I know another Senior Lecturer in the Faculty of Law of the same university whose application for associate professorship was delayed by the university even though he met the requirement. As at that time , he had published over 45 articles in reputable international law journals among them Stanford Law Journals and Emory Law Journals. When he went for a sabbatical leave in Europe, the rector of the university told him that members of the academic community had been reading his works and he was going to be engaged as an Associate Professor. On his return to Nigeria, the university quickly upgraded him.
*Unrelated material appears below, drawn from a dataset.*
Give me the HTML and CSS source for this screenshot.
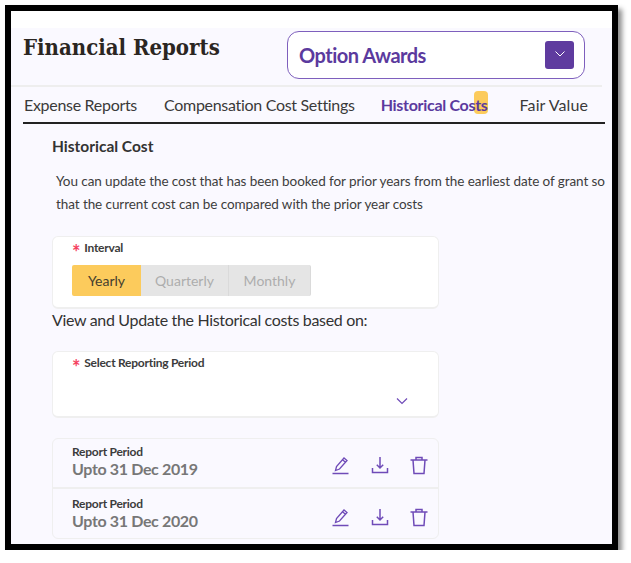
FILE: index.html
```html
<!DOCTYPE html>
<html lang="en">
<head>
    <meta charset="UTF-8">
    <title>Financial Reports</title>
    <link rel="stylesheet" href="styles.css">
</head>
<body>
    <div class="frame">
        <div class="top-gap"></div>
        <!-- Header -->
        <div class="header">
            <h1>Financial Reports</h1>
            <div class="award-select">
                <span>Option Awards</span>
                <button class="award-btn">
                    <svg width="12" height="12" viewBox="0 0 12 12"><path d="M1.500 3.500 6 8l4.500-4.500" fill="none" stroke="#fff" stroke-width="1"/></svg>
                </button>
            </div>
        </div>
        <!-- Tabs -->
        <div class="tabs">
            <div class="tab">Expense Reports</div>
            <div class="tab">Compensation Cost Settings</div>
            <div class="tab active"><span class="marker"></span><span class="tab-text">Historical Costs</span></div>
            <div class="tab">Fair Value</div>
        </div>
        <div class="content">
            <h2>Historical Cost</h2>
            <p class="intro">You can update the cost that has been booked for prior years from the earliest date of grant so that the current cost can be compared with the prior year costs</p>

            <div class="card interval-card">
                <div class="label"><span class="req">*</span>Interval</div>
                <div class="segments">
                    <div class="seg on">Yearly</div>
                    <div class="seg quarterly">Quarterly</div>
                    <div class="seg monthly">Monthly</div>
                </div>
            </div>
            <div class="view-text">View and Update the Historical costs based on:</div>

            <div class="card period-card">
                <div class="label"><span class="req">*</span>Select Reporting Period</div>
                <svg class="period-chevron" width="12" height="8" viewBox="0 0 12 8"><path d="M1 1.500 6 6.500l5-5" fill="none" stroke="#6f4bb8" stroke-width="1.200"/></svg>
            </div>

            <div class="report-list">
                <div class="report-row">
                    <div>
                        <div class="report-label">Report Period</div>
                        <div class="report-value">Upto 31 Dec 2019</div>
                    </div>
                    <div class="actions">
                        <svg width="20" height="20" viewBox="0 0 20 20"><path d="M1.500 18.500h16M4.500 15.500l1-4 7.500-8.500 3 2.500-7.500 8.500zM11.500 4.700l3 2.500" fill="none" stroke="#6f4bb8" stroke-width="1.300"/></svg>
                        <svg width="20" height="20" viewBox="0 0 20 20"><path d="M10 2v11M6.800 9.800 10 13l3.200-3.200M2.500 13v4.500h15V13" fill="none" stroke="#6f4bb8" stroke-width="1.500"/></svg>
                        <svg width="20" height="20" viewBox="0 0 20 20"><path d="M1.500 5h17M7 5V2.500h6V5M4 5l1 13.500h10L16 5" fill="none" stroke="#6f4bb8" stroke-width="1.500"/></svg>
                    </div>
                </div>
                <div class="report-row">
                    <div>
                        <div class="report-label">Report Period</div>
                        <div class="report-value">Upto 31 Dec 2020</div>
                    </div>
                    <div class="actions">
                        <svg width="20" height="20" viewBox="0 0 20 20"><path d="M1.500 18.500h16M4.500 15.500l1-4 7.500-8.500 3 2.500-7.500 8.500zM11.500 4.700l3 2.500" fill="none" stroke="#6f4bb8" stroke-width="1.300"/></svg>
                        <svg width="20" height="20" viewBox="0 0 20 20"><path d="M10 2v11M6.800 9.800 10 13l3.200-3.200M2.500 13v4.500h15V13" fill="none" stroke="#6f4bb8" stroke-width="1.500"/></svg>
                        <svg width="20" height="20" viewBox="0 0 20 20"><path d="M1.500 5h17M7 5V2.500h6V5M4 5l1 13.500h10L16 5" fill="none" stroke="#6f4bb8" stroke-width="1.500"/></svg>
                    </div>
                </div>
            </div>
        </div>
    </div>
</body>
</html>
```

FILE: styles.css
```css
body {
    margin: 0;
    background: #fff;
    font-family: Lato, sans-serif;
    color: #333;
    overflow: hidden;
}
.frame {
    margin: 5px 0 0 5px;
    width: 601px;
    height: 533px;
    border: 6px solid #000;
    box-shadow: 4px 4px 5px rgba(0, 0, 0, 0.45);
    background: #faf9ff;
    overflow: hidden;
}
.top-gap {
    height: 17px;
    background: #fff;
}
.header {
    height: 59px;
    margin-right: 10px;
    padding-left: 12px;
    display: flex;
    align-items: flex-start;
    border-bottom: 2px solid #eeeeee;
    box-sizing: border-box;
}
h1 {
    margin: 4px 0 0 0;
    width: 264px;
    font-family: "DejaVu Serif Condensed", "DejaVu Serif", serif;
    font-size: 22px;
    line-height: 30px;
    font-weight: bold;
    color: #2b2622;
}
.award-select {
    width: 298px;
    height: 48px;
    margin-top: 3px;
    border: 1px solid #7e5fbd;
    border-radius: 12px;
    background: #fff;
    display: flex;
    align-items: center;
    justify-content: space-between;
    padding: 0 10px 0 11px;
    box-sizing: border-box;
    font-size: 20px;
    font-weight: bold;
    letter-spacing: -0.5px;
    color: #5b3a9e;
}
.award-btn {
    width: 29px;
    height: 28px;
    border: none;
    border-radius: 3px;
    background: #5f3b9f;
    padding: 0 0 3px 0;
    display: flex;
    align-items: center;
    justify-content: center;
}
.tabs {
    height: 36px;
    width: 582px;
    margin-left: 12px;
    margin-top: -1px;
    border-bottom: 2px solid #222;
    display: flex;
    align-items: center;
    font-size: 16px;
    letter-spacing: -0.3px;
    color: #3a3a3a;
}
.tab {
    margin-right: 25px;
    padding-left: 1px;
    white-space: nowrap;
}
.tab:first-child {
    margin-right: 26px;
}
.tab:last-child {
    letter-spacing: 0.1px;
}
.tab.active {
    position: relative;
    font-weight: bold;
    color: #5b3a9e;
    margin-right: 31px;
    letter-spacing: -0.3px;
}
.marker {
    position: absolute;
    right: 0;
    top: -4px;
    width: 14px;
    height: 23px;
    border-radius: 4px;
    background: #fccb5c;
}
.tab-text {
    position: relative;
}
.content {
    padding: 13px 0 0 41px;
}
h2 {
    margin: 0;
    font-size: 15.500px;
    line-height: 18px;
    font-weight: bold;
    color: #333;
}
.intro {
    margin: 15px 0 0 4px;
    width: 555px;
    font-size: 13.500px;
    letter-spacing: -0.08px;
    line-height: 23px;
    color: #3d3d3d;
}
.card {
    width: 387px;
    box-sizing: border-box;
    background: #fff;
    border: 1px solid #efefef;
    border-bottom-width: 2px;
    border-radius: 6px;
    padding: 4px 0 0 19px;
}
.interval-card {
    height: 73px;
    margin-top: 20px;
}
.period-card {
    position: relative;
    height: 67px;
    margin-top: 21px;
}
.label {
    font-size: 12px;
    line-height: 14px;
    font-weight: bold;
    letter-spacing: -0.25px;
    color: #3c3c3c;
}
.req {
    font-size: 20px;
    line-height: 0;
    vertical-align: -8px;
    color: #f5425f;
    margin-right: 4px;
}
.segments {
    display: flex;
    margin-top: 10px;
    font-size: 14px;
    height: 31px;
    line-height: 31px;
    text-align: center;
}
.seg {
    background: #e5e5e5;
    color: #adadad;
    border-right: 1px solid #dadada;
    box-sizing: border-box;
}
.seg.on {
    width: 69px;
    background: #fccb5c;
    color: #45402f;
    border-radius: 2px 0 0 2px;
    border-right: none;
}
.seg.quarterly {
    width: 88px;
}
.seg.monthly {
    width: 82px;
    border-radius: 0 2px 2px 0;
}
.view-text {
    font-size: 16px;
    letter-spacing: -0.33px;
    line-height: 20px;
    margin-top: 1px;
    color: #333;
}
.period-chevron {
    position: absolute;
    left: 343px;
    top: 45px;
}
.report-list {
    width: 387px;
    height: 101px;
    box-sizing: border-box;
    margin-top: 20px;
    border: 1px solid #efefef;
    border-radius: 6px;
}
.report-row {
    height: 50px;
    box-sizing: border-box;
    padding: 6px 9px 0 19px;
    display: flex;
    justify-content: space-between;
}
.report-row:first-child {
    border-bottom: 2px solid #efefef;
}
.report-row:last-child {
    padding-top: 8px;
}
.report-label {
    font-size: 12px;
    line-height: 14px;
    font-weight: bold;
    letter-spacing: -0.25px;
    color: #3c3c3c;
}
.report-value {
    font-size: 16px;
    line-height: 19px;
    font-weight: bold;
    letter-spacing: -0.35px;
    color: #777;
}
.actions {
    display: flex;
    gap: 19px;
    padding-top: 10px;
}
```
I am also in the know of a well-respected Senior Lecturer at the same university, who had acted as a Head of Department and produced professors and great administers but could not be appointed a professor because he was not writing and publishing articles. The person in question holds a PhD from one of the reputable universities in New York , United States. He retired from the system without attaining the position of professor. Another lecturer with a First Class degree and advanced degrees from London School of Economics and Political Science , and Harvard University retired from the University of Nigeria Nsukka (UNN) without attaining the position of a professor. He left the system as a Reader.
Some years ago Ndi Okereke–Onyiuke was awarded a professorship by the UNN . The appointment was contested but nothing happened.
Did FUTO consult an external assessor before appointing the Isa Pantami as a professor? What are the criteria? The NUC, Federal Ministry of Education, ASUU should tell Nigerians what it takes to be a professor.